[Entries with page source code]
=-=-=-=-=
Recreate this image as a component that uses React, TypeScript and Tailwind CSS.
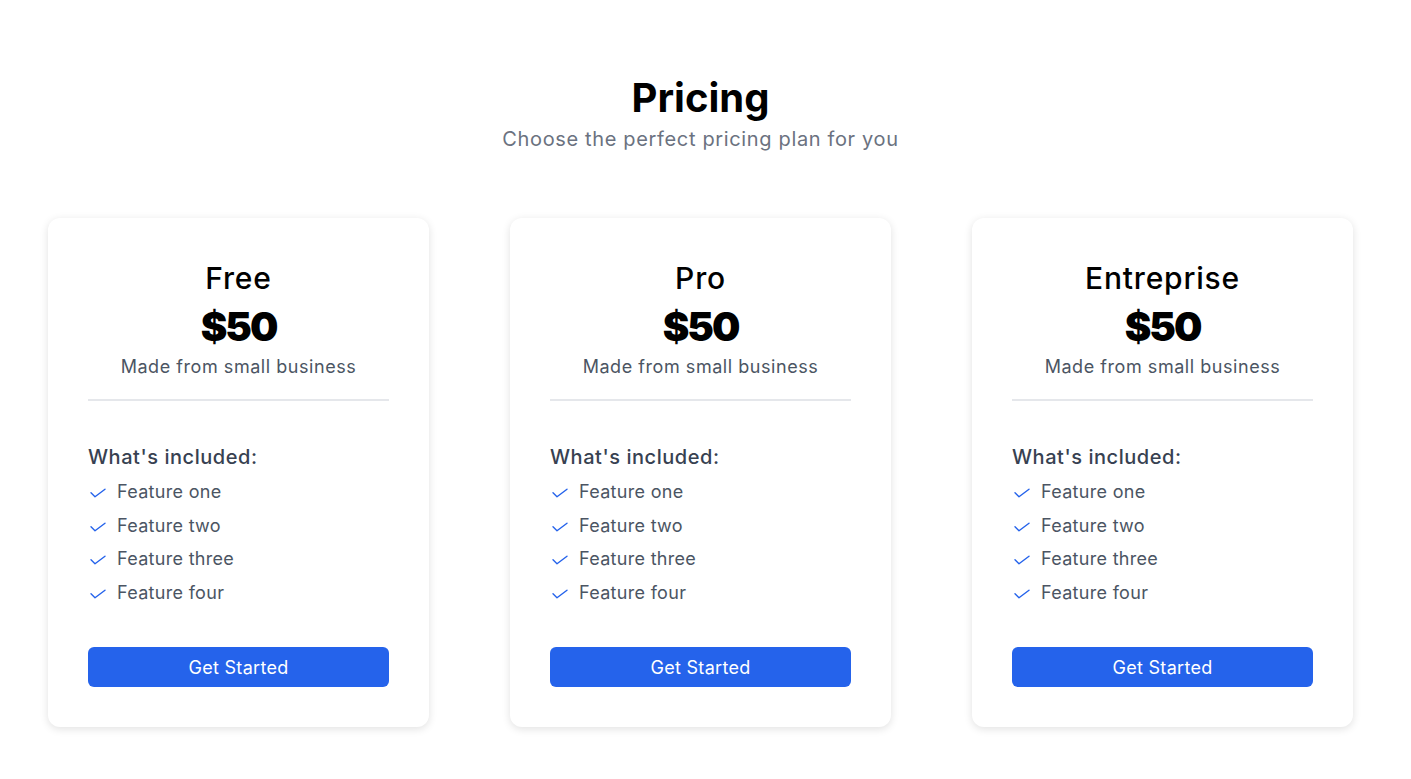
import React from "react";

const plans = ["Free", "Pro", "Entreprise"];
const features = ["Feature one", "Feature two", "Feature three", "Feature four"];

function CheckIcon() {
  return (
    <svg viewBox="0 0 16 10" fill="none" stroke="currentColor" strokeWidth={1.4} className="ml-[2px] mt-[2px] h-[10px] w-[16px] text-[#2563eb] shrink-0">
      <path strokeLinecap="round" strokeLinejoin="round" d="M1 4.8 L5 8.8 L15 1.2" />
    </svg>
  );
}

function Card({ name }: { name: string }) {
  return (
    <div className="rounded-xl bg-white px-10 pt-[42px] pb-10 shadow-[0_2px_8px_rgba(0,0,0,0.12)]">
      <div className="flex flex-col items-center text-center">
        <h2 className="text-[30px] leading-[36px] font-medium tracking-[0.8px] text-black">{name}</h2>
        <p className="mt-[7px] text-[40px] leading-[48px] font-black tracking-[-2px] text-black">$50</p>
        <p className="mt-[2px] text-[18px] leading-[28px] tracking-[0.55px] text-[#4b5563]">Made from small business</p>
      </div>
      <div className="mt-[18px] h-[2px] w-full bg-[#e5e7eb]" />
      <div className="mt-[42px]">
        <p className="text-[20px] leading-[28px] font-medium tracking-[0.55px] text-[#374151]">What's included:</p>
        <ul className="mt-[7px] flex flex-col gap-[5.7px]">
          {features.map((f) => (
            <li key={f} className="flex items-center gap-[11px] text-[18px] leading-[28px] tracking-[0.3px] text-[#4b5563]">
              <CheckIcon />
              <span>{f}</span>
            </li>
          ))}
        </ul>
      </div>
      <button className="mt-[40px] h-[40px] w-full rounded-md bg-[#2563eb] text-[18px] tracking-[0.3px] text-white">
        Get Started
      </button>
    </div>
  );
}

export default function App() {
  return (
    <div className="min-h-screen bg-white pl-[48px] pr-[58px] pt-[72px] pb-[40px]" style={{ fontFamily: "Inter, 'Noto Sans', sans-serif" }}>
      <div className="flex flex-col items-center text-center">
        <h1 className="text-[40px] leading-[52px] font-bold text-black">Pricing</h1>
        <p className="mt-[1px] text-[20px] leading-[28px] tracking-[0.65px] text-[#6b7280]">Choose the perfect pricing plan for you</p>
      </div>
      <div className="mt-[65px] grid grid-cols-3 gap-[81px]">
        {plans.map((p) => (
          <Card key={p} name={p} />
        ))}
      </div>
    </div>
  );
}
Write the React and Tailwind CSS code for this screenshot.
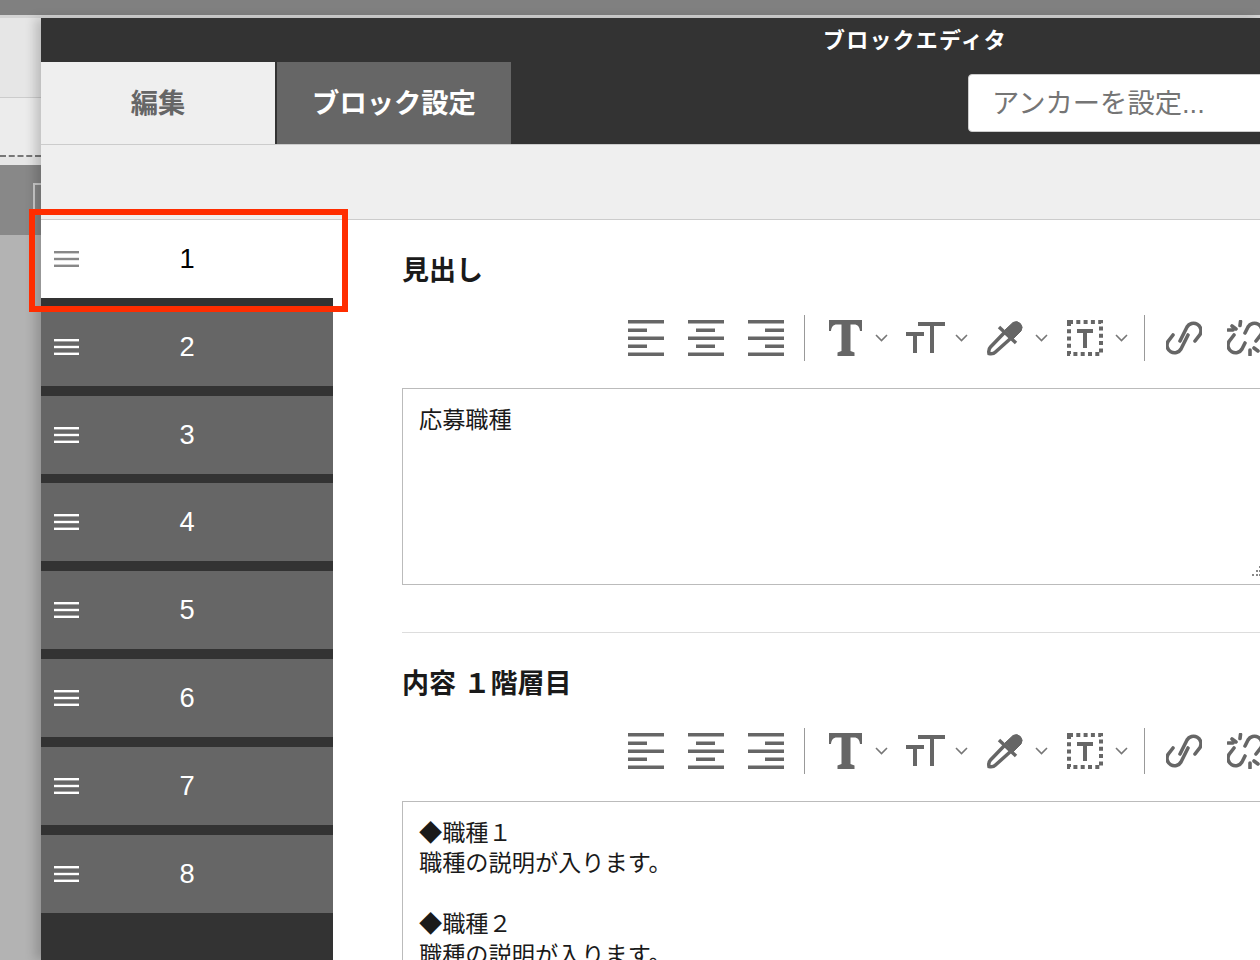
const FONT = '"Liberation Sans", "Noto Sans CJK JP", sans-serif';
const blocks = [1, 2, 3, 4, 5, 6, 7, 8];

const AlignIcon = ({ type }) => {
  const shortX = type === "left" ? 0 : type === "center" ? 8 : 17;
  return (
    <svg className="shrink-0" width="36" height="36" viewBox="0 0 36 36" fill="#666">
      <rect x="0" y="0" width="36" height="3.500" />
      <rect x={shortX} y="8.500" width="19" height="3.500" />
      <rect x="0" y="16.500" width="36" height="3.500" />
      <rect x={shortX} y="24.500" width="19" height="3.500" />
      <rect x="0" y="32.500" width="36" height="3.500" />
    </svg>
  );
};

const Chevron = () => (
  <svg className="shrink-0" width="13" height="8" viewBox="0 0 13 8" fill="none" stroke="#777" strokeWidth="1.600">
    <path d="M1 1l5.500 5.500L12 1" />
  </svg>
);

const Separator = () => <div className="h-[46px] w-px bg-[#999]" />;

const Toolbar = () => (
  <div className="flex h-[46px] items-center pl-[226px]">
    <div className="flex gap-6">
      <AlignIcon type="left" />
      <AlignIcon type="center" />
      <AlignIcon type="right" />
    </div>
    <div className="ml-5"><Separator /></div>
    <svg className="ml-6 shrink-0" width="33" height="36" viewBox="0 0 33 36" fill="#666">
      <path d="M0 0h33v11h-2c-.5-4-2-6.500-6-6.500h-3.500V31l4 1.500V36H8.500v-3.500l4-1.500V4.500H8c-4 0-5.500 2.500-6 6.500H0z" />
    </svg>
    <div className="ml-[13px]"><Chevron /></div>
    <svg className="ml-[18px] shrink-0" width="39" height="32" viewBox="0 0 39 32" fill="none" stroke="#666" strokeWidth="4">
      <path d="M0 12h18M9 12v19" />
      <path d="M12 2h27M26 2v29" />
    </svg>
    <div className="ml-[10px]"><Chevron /></div>
    <svg className="ml-[19px] shrink-0" width="36" height="36" viewBox="0 0 36 36" stroke="#666">
      <path fill="#666" strokeWidth="1" d="M18 10L26 2.500a6 6 0 0 1 8 8.500L26 19z" />
      <path fill="none" strokeWidth="3.500" d="M12 7l17 16" />
      <path fill="none" strokeWidth="3.500" d="M17 13L3.500 27c-1.500 1.500-2 4-1.500 6.500 2.500.5 5 0 6.500-1.500L23 19" />
    </svg>
    <div className="ml-3"><Chevron /></div>
    <svg className="ml-[19px] shrink-0" width="36" height="36" viewBox="0 0 36 36" fill="none" stroke="#666">
      <rect x="2" y="2" width="32" height="32" strokeWidth="4" strokeDasharray="4 3.300" />
      <path strokeWidth="4" d="M10 11h16M18 11v17" />
    </svg>
    <div className="ml-3"><Chevron /></div>
    <div className="ml-4"><Separator /></div>
    <svg className="ml-[21px] shrink-0" width="36" height="36" viewBox="0 0 36 36" fill="none" stroke="#666" strokeWidth="3.600" strokeLinecap="round">
      <path d="M14 21L21 7a7.500 7.500 0 0 1 13 7.500L29 21" />
      <path d="M22 15L15 29a7.500 7.500 0 0 1-13-7.500L7 15" />
    </svg>
    <svg className="ml-[25px] shrink-0" width="36" height="36" viewBox="0 0 36 36" fill="none" stroke="#666" strokeWidth="3.600" strokeLinecap="round">
      <path d="M18 13L21 7a7.500 7.500 0 0 1 13 7.500L29 21" />
      <path d="M18 23L15 29a7.500 7.500 0 0 1-13-7.500L7 15" />
      <path d="M13.500 1.500l-.5 4M5 6l4 3M1 10h5" />
      <path d="M23 30v5M27 28l4 3" />
    </svg>
  </div>
);

const Field = ({ label, text, grip }) => (
  <section>
    <h2 className="h-[32px] text-[27px] leading-[32px] font-bold text-[#1a1a1a]">{label}</h2>
    <div className="mt-[28px]"><Toolbar /></div>
    <div className="relative mt-[27px] w-[900px]">
      <textarea
        readOnly
        defaultValue={text}
        className="block h-[197px] w-full resize-none border border-[#bbb] bg-white px-4 py-[15.500px] text-[23.200px] leading-[30.500px] text-[#1a1a1a] outline-none"
      />
      {grip && (
        <svg className="absolute top-[178px] left-[849px]" width="10" height="10" fill="#888">
          <rect x="8" y="0" width="2" height="2" />
          <rect x="5" y="4" width="2" height="2" />
          <rect x="8" y="4" width="2" height="2" />
          <rect x="1" y="8" width="2" height="2" />
          <rect x="5" y="8" width="2" height="2" />
          <rect x="8" y="8" width="2" height="2" />
        </svg>
      )}
    </div>
  </section>
);

export default function App() {
  return (
    <div className="relative h-[960px] w-[1260px] overflow-hidden bg-[#b3b3b3]" style={{ fontFamily: FONT }}>
      <div className="h-[15px] bg-[#808080]" />
      <div className="h-[3px] bg-[#d4d4d4]" />

      <div className="flex h-[942px]">
        {/* page behind the modal */}
        <div className="w-[41px] shrink-0">
          <div className="h-[80px] border-b border-[#ccc] bg-[#e6e6e6]" />
          <div className="h-[59px] border-b-2 border-dashed border-[#777] bg-[#ececec]" />
          <div className="h-[8px] bg-[#e6e6e6]" />
          <div className="h-[70px] bg-[#888] pt-[18px] pl-[33px]">
            <div className="h-[52px] border-t-2 border-l-2 border-[#ccc]" />
          </div>
        </div>

        {/* block editor */}
        <div className="flex w-[1219px] shrink-0 flex-col shadow-[-6px_0_10px_rgba(0,0,0,0.18)]">
          <div className="border-b border-[#ccc] bg-[#333]">
            <div className="flex h-[44px] items-center pl-[782px] text-[22px] font-bold tracking-[1.200px] text-white">ブロックエディタ</div>
            <div className="flex h-[82px]">
              <div className="flex w-[234px] shrink-0 items-center justify-center bg-[#efefef] pt-[2px] text-[27.300px] font-bold text-[#666]">編集</div>
              <div className="ml-[2px] flex w-[234px] shrink-0 items-center justify-center bg-[#666] pt-[2px] text-[27.300px] font-bold text-white">ブロック設定</div>
              <div className="mt-[12px] ml-[457px] h-[58px] w-[300px] shrink-0 rounded-[4px] border border-[#ccc] bg-white pt-[11px] pl-[23px] text-[27.300px] leading-[36px] text-[#757575]">アンカーを設定...</div>
            </div>
          </div>
          <div className="h-[75px] border-b border-[#ccc] bg-[#efefef]" />

          <div className="flex min-h-0 flex-1">
            <ul className="w-[292px] shrink-0 bg-[#333]">
              {blocks.map((n) => (
                <li
                  key={n}
                  className={n === 1 ? "mb-[9.800px] flex h-[78px] items-center bg-white text-black" : "mb-[9.800px] flex h-[78px] items-center bg-[#666] text-white"}
                >
                  <svg className="ml-[13px]" width="25" height="16" viewBox="0 0 25 16" fill={n === 1 ? "#888" : "#fff"}>
                    <rect y="0" width="25" height="2.400" />
                    <rect y="6.800" width="25" height="2.400" />
                    <rect y="13.600" width="25" height="2.400" />
                  </svg>
                  <span className="ml-[100px] w-[16px] pt-px text-center text-[27.300px]">{n}</span>
                </li>
              ))}
            </ul>
            <div className="flex-1 bg-white pt-[35px] pl-[69px]">
              <Field label="見出し" text="応募職種" grip />
              <div className="mt-[47px] mb-[35px] h-px bg-[#ddd]" />
              <Field label="内容 １階層目" text={"◆職種１\n職種の説明が入ります。\n\n◆職種２\n職種の説明が入ります。"} />
            </div>
          </div>
        </div>
      </div>

      {/* red highlight over the first block */}
      <div className="absolute top-[209px] left-[29px] h-[103px] w-[319px] border-[6px] border-[#ff2d00]" />
    </div>
  );
}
=-=-=-=-=
* _YOUR TASK_
In the listing above, find the line containing "Write the React" and the line containing "const blocks = [1, 2, 3, 4, 5, 6, 7, 8];". Reproduce those lines and all between them exactly, with no pictures and nothing more.

* _SOLUTION TO THIS TASK_
Write the React and Tailwind CSS code for this screenshot.
const FONT = '"Liberation Sans", "Noto Sans CJK JP", sans-serif';
const blocks = [1, 2, 3, 4, 5, 6, 7, 8];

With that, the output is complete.